3rd Chairman of the Military Committee for National Salvation
- In office 3 June 1979 – 4 January 1980
- Preceded by: Mustafa Ould Salek
- Succeeded by: Mohamed Khouna Ould Haidalla

Personal details
- Born: 1 January 1943 Tidjikja, Tagant Region, Mauritania, French West Africa
- Died: 16 March 2019 (aged 76) Nouakchott, Mauritania

Military service
- Branch/service: Mauritanian Army
- Years of service: 1960 - 1980
- Rank: Lieutenant Colonel
- Battles/wars: Western Sahara War

= Mohamed Mahmoud Ould Louly =

Head of state of Mauritania from 1979 to 1980

Lt. Col. Mohamed Mahmoud Ould Louly (محمد محمود ولد أحمد لولي‎; 1 January 1943 – 16 March 2019) was a Mauritanian military officer and politician who served as the President of Mauritania and Chairman of the Military Committee for National Salvation (CMSN) from 3 June 1979 to 4 January 1980.

== Biography ==
Mohamed Mahmoud entered the Mauritanian army in November 1960, the year of Independence and was trained in the French military academies.

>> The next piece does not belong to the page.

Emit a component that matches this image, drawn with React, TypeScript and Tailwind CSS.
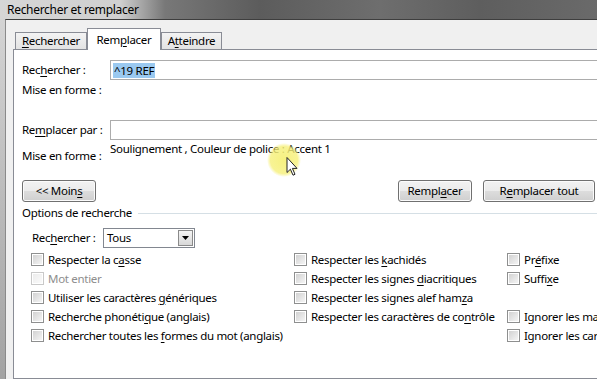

He then held various positions of responsibility in the government of Moktar Ould Daddah.

In July 1978, he was one of the founding members of the Military Committee for National Recovery (CMRN), which under the leadership of Mustafa Ould Salek, overthrew on July 10, 1978, President Moktar Ould Daddah in a military coup due to the conflict in Western Sahara.

On April 6, 1979, Mohamed Mahmoud and Ahmed Ould Bouceif supported by Lieutenant-Colonel Mohamed Khouna Ould Haidalla and the new Military Committee for National Salvation (CMSN), overthrew Mustafa Ould Salek due to his loss of influence and power within the CMSN, and also due to many economic problems arising from the conflict in the Western Sahara and the growing gap between Arabs and black Africans in the country.

On 4 January 1980, his Prime Minister, Mohamed Khouna Ould Haidalla, dismissed him in another military coup.

He died peacefully on March 16, 2019, in Nouakchott.